The question really being posed is ‘Does an ornamental flower have a place in the vege patch?’ So the debate is about useful plants as against those perceived as being purely decorative.

I usually avoid discussing whether beauty has a value sufficient unto itself, and instead simply suggest what flowers can bring to the vege garden in terms of practical value.

Good bugs

Ladybird larvae eating an aphid.

Beneficial, pest-controlling insects – good bugs for short – are an important part of pest control in the organic garden. The bugs that end up as part of their diet are pests you haven’t had to do anything about. These good bugs are so efficient that you may not even be aware that a pest has come and gone. How do you attract these free workers? Simply by feeding them.

Flowers are essential to feed most of the adult good bugs as they are mainly nectar feeders. Their young are the carnivores that munch their way through such insect pests as aphids.
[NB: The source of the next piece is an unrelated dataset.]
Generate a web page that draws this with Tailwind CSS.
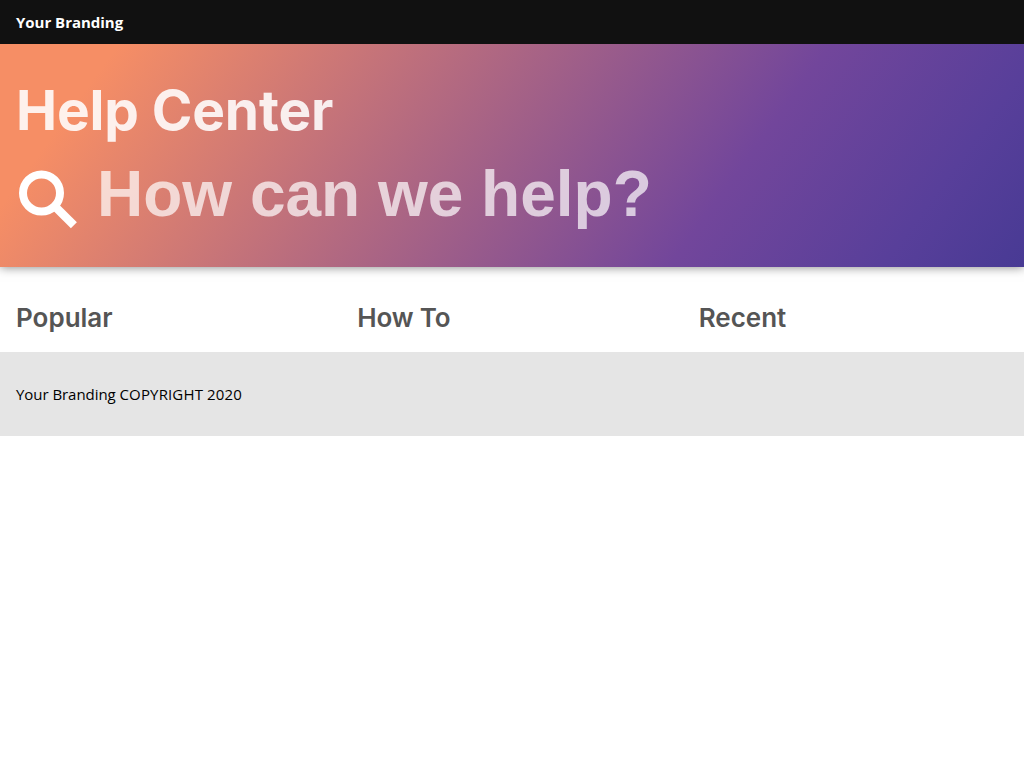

So, planting flowers and herbs such as alyssum (sweet alice), cosmos, marigolds, Queen Anne’s Lace, coriander and gypsophila will improve the natural balance and reduce pest outbreaks. Good bugs such as tiny micro wasps, ladybirds, lacewings, hoverflies and tachnid flies will then be attracted to your garden. When you provide a plentiful food supply of year-round nectar for the good bugs they will live longer and reproduce more. Green Harvest has a seed mix for this purpose called ‘Good Bug Mix‘.

Flowers are also critically important in providing a nectar supply for bees, and bees currently need all the help they can get. Many crops, such as cucumbers, pumpkins and zucchinis, are completely dependent on bees for pollination. Bees don’t simply retire to a dark cupboard and hibernate when they have finished pollinating your vegetable crops. They require a stable nectar supply so they will be there the next time you need them.

Many flowers are multi-functional rather than purely ornamental. My personal favourite is red clover with its pretty deep pink flower balls. It has a nectar supply that attracts good bugs and bees. We usually have a jar of dried flowers in the pantry for herb tea. Being a legume, red clover fixes nitrogen to improve the soil and can be cut, like lucerne hay, as a sustainable, home-grown source of mulch. It is better behaved than white clover which can run all over the place. Instead red clover sits as a neat clump that is pretty enough to use as an edging plant or ground cover.

Living garden

An edible landscape rather than a sterile patch of suburbia

Beyond all this practicality lies the question of why we want to garden organically. We have all seen gardens that are flat, single dimensional spaces, arid of life. There are thousands of them out there in suburbia, an expanse of turf with a row of rose bushes in a neat, manicured bed with bare exposed soil. There might be an occasional lizard sunning itself but very few other signs of life.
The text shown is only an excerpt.